Exercise objective: Copy every line of the following data that includes the string "screenshot".
----- Data for this exercise -----
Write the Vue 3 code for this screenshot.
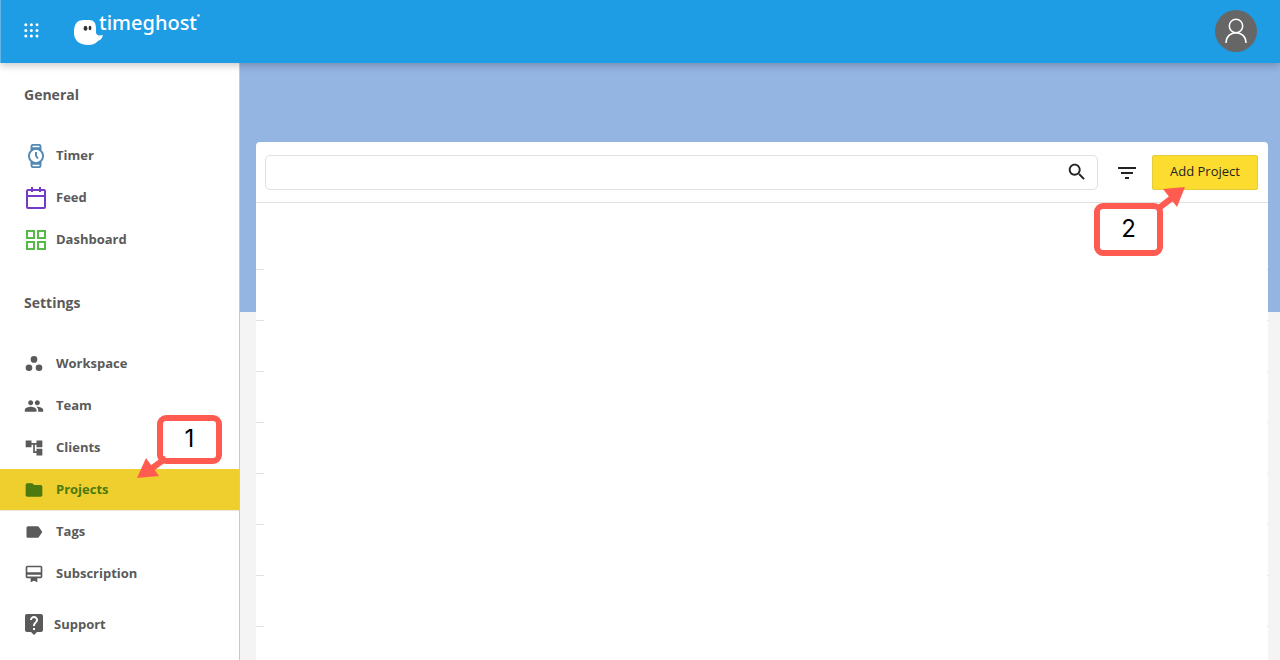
-----
----- Data for this exercise -----
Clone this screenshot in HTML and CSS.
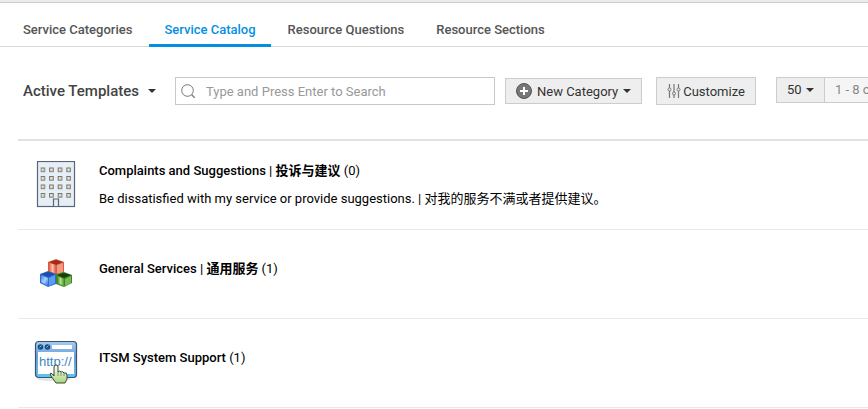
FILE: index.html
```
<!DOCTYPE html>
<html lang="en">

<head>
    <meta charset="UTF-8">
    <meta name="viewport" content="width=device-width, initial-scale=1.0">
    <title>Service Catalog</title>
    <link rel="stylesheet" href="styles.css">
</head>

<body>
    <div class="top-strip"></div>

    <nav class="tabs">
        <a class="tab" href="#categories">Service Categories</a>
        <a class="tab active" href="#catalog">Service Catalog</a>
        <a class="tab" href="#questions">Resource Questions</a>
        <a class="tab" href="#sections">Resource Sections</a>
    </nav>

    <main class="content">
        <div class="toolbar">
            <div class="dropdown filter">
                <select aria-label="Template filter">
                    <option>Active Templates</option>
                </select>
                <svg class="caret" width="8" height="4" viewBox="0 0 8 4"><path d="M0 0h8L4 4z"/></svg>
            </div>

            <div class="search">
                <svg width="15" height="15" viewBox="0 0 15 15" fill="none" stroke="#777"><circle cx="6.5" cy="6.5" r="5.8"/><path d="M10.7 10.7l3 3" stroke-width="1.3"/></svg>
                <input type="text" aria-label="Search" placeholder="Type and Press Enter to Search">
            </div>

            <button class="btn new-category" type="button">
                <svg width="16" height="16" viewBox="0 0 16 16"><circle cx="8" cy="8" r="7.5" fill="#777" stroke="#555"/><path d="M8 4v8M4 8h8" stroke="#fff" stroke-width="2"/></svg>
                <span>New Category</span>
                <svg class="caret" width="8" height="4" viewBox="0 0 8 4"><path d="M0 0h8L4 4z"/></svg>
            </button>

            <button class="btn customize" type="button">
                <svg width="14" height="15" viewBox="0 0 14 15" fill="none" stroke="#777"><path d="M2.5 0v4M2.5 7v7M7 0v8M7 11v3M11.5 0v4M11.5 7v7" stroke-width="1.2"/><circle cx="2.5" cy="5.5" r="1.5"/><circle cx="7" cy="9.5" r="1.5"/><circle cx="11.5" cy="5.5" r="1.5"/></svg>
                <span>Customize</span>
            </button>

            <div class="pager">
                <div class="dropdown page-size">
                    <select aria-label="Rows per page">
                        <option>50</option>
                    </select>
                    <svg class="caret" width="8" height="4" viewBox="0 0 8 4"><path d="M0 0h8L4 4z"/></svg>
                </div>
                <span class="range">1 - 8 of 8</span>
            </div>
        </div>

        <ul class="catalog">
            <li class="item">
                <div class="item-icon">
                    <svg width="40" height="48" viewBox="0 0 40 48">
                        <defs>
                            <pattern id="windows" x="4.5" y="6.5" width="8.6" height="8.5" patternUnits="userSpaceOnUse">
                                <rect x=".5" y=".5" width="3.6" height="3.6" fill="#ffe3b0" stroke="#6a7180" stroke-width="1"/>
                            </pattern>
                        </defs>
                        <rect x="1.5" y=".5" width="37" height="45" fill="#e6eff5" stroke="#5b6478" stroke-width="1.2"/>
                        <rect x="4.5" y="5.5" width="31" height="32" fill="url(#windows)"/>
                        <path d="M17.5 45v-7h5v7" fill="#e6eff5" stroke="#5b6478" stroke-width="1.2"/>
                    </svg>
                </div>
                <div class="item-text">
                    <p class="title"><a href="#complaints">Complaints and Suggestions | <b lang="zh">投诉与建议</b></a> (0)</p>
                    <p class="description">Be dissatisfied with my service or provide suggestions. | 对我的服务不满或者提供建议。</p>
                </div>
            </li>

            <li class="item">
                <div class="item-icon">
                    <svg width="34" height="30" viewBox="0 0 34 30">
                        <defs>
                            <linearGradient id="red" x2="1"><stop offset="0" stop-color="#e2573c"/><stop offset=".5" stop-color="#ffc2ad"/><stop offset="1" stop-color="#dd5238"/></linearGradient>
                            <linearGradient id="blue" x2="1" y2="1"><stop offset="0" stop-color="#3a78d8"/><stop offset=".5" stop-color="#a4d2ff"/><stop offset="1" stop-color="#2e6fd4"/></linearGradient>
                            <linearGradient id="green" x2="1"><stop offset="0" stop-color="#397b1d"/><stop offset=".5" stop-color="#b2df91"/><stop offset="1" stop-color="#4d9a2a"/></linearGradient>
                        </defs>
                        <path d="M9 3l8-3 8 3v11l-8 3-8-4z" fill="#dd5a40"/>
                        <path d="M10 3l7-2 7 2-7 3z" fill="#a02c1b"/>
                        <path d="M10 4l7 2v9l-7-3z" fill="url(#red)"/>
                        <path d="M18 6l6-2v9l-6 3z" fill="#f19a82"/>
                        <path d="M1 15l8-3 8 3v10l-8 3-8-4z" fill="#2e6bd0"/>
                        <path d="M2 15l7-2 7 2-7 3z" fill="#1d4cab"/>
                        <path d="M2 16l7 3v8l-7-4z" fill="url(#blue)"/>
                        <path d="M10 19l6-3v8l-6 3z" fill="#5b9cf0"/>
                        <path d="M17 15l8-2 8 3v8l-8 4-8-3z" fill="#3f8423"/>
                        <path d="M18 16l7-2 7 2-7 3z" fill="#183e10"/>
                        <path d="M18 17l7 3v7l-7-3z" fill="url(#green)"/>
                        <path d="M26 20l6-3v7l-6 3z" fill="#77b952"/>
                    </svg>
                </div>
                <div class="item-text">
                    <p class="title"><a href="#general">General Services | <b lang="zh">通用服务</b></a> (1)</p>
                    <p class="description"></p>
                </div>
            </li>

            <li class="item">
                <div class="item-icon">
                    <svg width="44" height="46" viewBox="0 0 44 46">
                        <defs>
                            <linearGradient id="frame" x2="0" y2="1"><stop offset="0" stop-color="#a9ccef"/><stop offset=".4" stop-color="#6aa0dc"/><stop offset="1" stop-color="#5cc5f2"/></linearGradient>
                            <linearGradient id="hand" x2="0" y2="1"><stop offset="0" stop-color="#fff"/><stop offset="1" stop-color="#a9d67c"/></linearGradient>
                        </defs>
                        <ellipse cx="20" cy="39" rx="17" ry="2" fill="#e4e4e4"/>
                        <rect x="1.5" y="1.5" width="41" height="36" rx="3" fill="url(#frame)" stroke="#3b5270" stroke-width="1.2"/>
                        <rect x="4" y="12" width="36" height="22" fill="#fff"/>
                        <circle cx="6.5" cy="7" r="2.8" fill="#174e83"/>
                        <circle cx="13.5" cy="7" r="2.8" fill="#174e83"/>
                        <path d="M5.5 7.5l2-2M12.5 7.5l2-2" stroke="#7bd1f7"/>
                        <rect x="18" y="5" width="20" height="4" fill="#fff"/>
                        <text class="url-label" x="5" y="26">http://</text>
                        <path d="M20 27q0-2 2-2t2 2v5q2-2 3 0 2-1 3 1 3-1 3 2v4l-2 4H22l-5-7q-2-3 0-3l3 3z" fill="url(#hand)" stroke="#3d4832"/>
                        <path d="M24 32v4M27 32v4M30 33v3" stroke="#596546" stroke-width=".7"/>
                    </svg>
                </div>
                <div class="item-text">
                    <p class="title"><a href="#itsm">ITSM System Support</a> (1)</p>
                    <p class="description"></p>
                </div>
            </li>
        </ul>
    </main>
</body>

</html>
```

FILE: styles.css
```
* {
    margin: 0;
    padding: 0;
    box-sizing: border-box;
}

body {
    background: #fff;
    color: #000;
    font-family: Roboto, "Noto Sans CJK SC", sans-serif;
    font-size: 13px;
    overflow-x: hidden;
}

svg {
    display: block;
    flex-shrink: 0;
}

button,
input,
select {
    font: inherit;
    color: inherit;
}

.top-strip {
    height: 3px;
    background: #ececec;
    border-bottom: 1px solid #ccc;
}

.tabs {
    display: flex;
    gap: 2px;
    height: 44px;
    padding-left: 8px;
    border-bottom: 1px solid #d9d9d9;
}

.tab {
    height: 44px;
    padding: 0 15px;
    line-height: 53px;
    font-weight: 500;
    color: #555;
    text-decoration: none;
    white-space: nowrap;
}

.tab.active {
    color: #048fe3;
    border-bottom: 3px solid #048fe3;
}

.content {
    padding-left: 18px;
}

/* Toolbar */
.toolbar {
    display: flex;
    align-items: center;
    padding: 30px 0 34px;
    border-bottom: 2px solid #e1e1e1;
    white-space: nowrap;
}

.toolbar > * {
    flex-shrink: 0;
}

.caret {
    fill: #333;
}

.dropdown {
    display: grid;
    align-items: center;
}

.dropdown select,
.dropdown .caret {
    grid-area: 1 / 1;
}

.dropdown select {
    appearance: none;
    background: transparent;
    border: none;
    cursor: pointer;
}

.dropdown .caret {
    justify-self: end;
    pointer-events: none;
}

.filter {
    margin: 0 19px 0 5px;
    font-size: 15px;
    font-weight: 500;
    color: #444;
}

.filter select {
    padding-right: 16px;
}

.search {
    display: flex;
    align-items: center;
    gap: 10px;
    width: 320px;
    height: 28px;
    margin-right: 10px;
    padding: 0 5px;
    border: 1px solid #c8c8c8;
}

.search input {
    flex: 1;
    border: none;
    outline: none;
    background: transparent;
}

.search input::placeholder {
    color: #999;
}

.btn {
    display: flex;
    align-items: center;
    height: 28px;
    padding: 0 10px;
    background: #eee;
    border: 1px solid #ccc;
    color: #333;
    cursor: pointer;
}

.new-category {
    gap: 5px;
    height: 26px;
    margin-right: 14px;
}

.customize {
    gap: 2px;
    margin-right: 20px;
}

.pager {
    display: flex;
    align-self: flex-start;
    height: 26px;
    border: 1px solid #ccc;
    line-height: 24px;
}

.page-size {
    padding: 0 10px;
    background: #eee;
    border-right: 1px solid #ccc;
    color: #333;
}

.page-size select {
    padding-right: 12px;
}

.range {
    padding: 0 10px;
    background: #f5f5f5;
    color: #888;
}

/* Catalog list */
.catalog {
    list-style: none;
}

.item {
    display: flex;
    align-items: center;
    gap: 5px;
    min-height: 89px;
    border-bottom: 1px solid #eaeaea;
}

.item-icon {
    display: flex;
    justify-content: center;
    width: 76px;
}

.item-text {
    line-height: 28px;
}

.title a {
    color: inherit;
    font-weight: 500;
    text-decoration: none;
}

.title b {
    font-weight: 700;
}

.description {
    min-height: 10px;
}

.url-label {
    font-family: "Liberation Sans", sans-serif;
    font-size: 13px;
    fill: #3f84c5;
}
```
-----
Exercise output:
Write the Vue 3 code for this screenshot.
Clone this screenshot in HTML and CSS.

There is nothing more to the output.